((
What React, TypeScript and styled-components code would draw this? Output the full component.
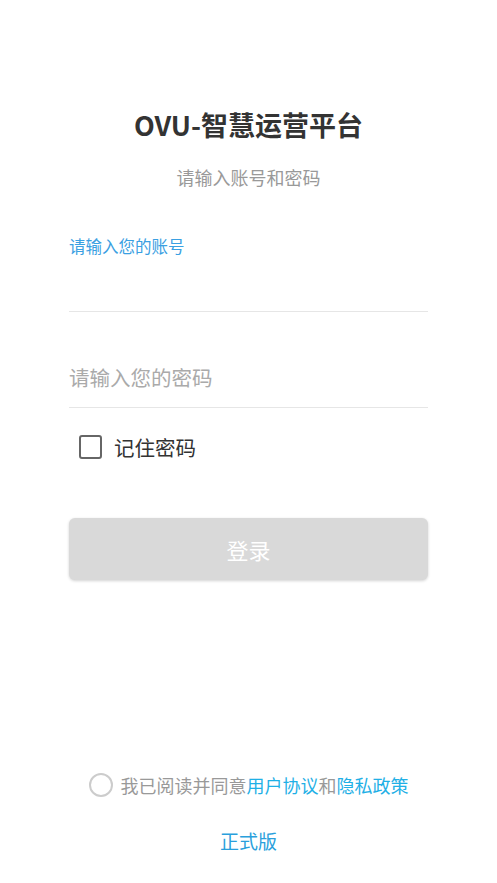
import React from 'react';
import styled, {createGlobalStyle} from 'styled-components';

const GlobalStyle = createGlobalStyle`
  html, body {
    margin: 0;
    padding: 0;
    background: #fff;
    font-family: "Noto Sans CJK SC", "Noto Sans", sans-serif;
  }
  * {
    box-sizing: border-box;
  }
`;

const Page = styled.div`
  min-height: 100vh;
  display: flex;
  flex-direction: column;
  padding: 0 69px;
`;

const Title = styled.h1`
  margin: 106px 0 0;
  font-size: 27px;
  line-height: 38px;
  font-weight: 700;
  color: #333;
  text-align: center;
`;

const Subtitle = styled.div`
  margin-top: 20px;
  font-size: 18px;
  line-height: 26px;
  color: #999;
  text-align: center;
`;

const Field = styled.div<{$top: number}>`
  margin-top: ${p => p.$top}px;
  border-bottom: 1px solid #e6e6e6;
  display: flex;
  flex-direction: column;
`;

const FloatLabel = styled.label`
  font-size: 16.5px;
  line-height: 22px;
  color: #3aa0e2;
`;

const Input = styled.input<{$height: number; $mt: number}>`
  border: none;
  outline: none;
  padding: 0;
  margin-top: ${p => p.$mt}px;
  height: ${p => p.$height}px;
  font-family: inherit;
  font-size: 20.5px;
  color: #333;
  background: transparent;

  &::placeholder {
    color: #aaa;
  }
`;

const RememberRow = styled.label`
  margin-top: 19px;
  height: 40px;
  display: flex;
  align-items: center;
  gap: 12px;
  padding-left: 10px;
  font-size: 20.5px;
  color: #333;
`;

const Box = styled.span`
  width: 23px;
  height: 24px;
  border: 2.5px solid #666;
  border-radius: 3px;
`;

const LoginButton = styled.button`
  margin-top: 51px;
  height: 62px;
  width: 100%;
  border: none;
  border-radius: 6px;
  background: #d9d9d9;
  box-shadow: 0 1px 3px rgba(0, 0, 0, 0.18);
  color: #fff;
  font-family: inherit;
  font-size: 22px;
`;

const Spacer = styled.div`
  flex: 1;
`;

const Agreement = styled.div`
  display: flex;
  align-items: center;
  justify-content: center;
  gap: 8px;
  height: 26px;
  font-size: 18px;
  color: #999;
`;

const Radio = styled.span`
  width: 24px;
  height: 24px;
  border: 2px solid #ccc;
  border-radius: 50%;
`;

const Link = styled.span`
  color: #1fb0e6;
`;

const Version = styled.div`
  margin: 30px 0 29px;
  height: 26px;
  line-height: 26px;
  text-align: center;
  font-size: 19px;
  color: #2a9fdc;
`;

export default function App() {
  return (
    <>
      <GlobalStyle />
      <Page>
        <Title>OVU-智慧运营平台</Title>
        <Subtitle>请输入账号和密码</Subtitle>
        <Field $top={45}>
          <FloatLabel>请输入您的账号</FloatLabel>
          <Input $height={54} $mt={0} />
        </Field>
        <Field $top={0}>
          <Input $height={60} $mt={35} type="password" placeholder="请输入您的密码" />
        </Field>
        <RememberRow>
          <Box />
          记住密码
        </RememberRow>
        <LoginButton>登录</LoginButton>
        <Spacer />
        <Agreement>
          <Radio />
          <span>
            我已阅读并同意<Link>用户协议</Link>和<Link>隐私政策</Link>
          </span>
        </Agreement>
        <Version>正式版</Version>
      </Page>
    </>
  );
}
))
**Exercise aim**
Look through the data and show every line containing "React".

**Result of the task**
What React, TypeScript and styled-components code would draw this? Output the full component.
import React from 'react';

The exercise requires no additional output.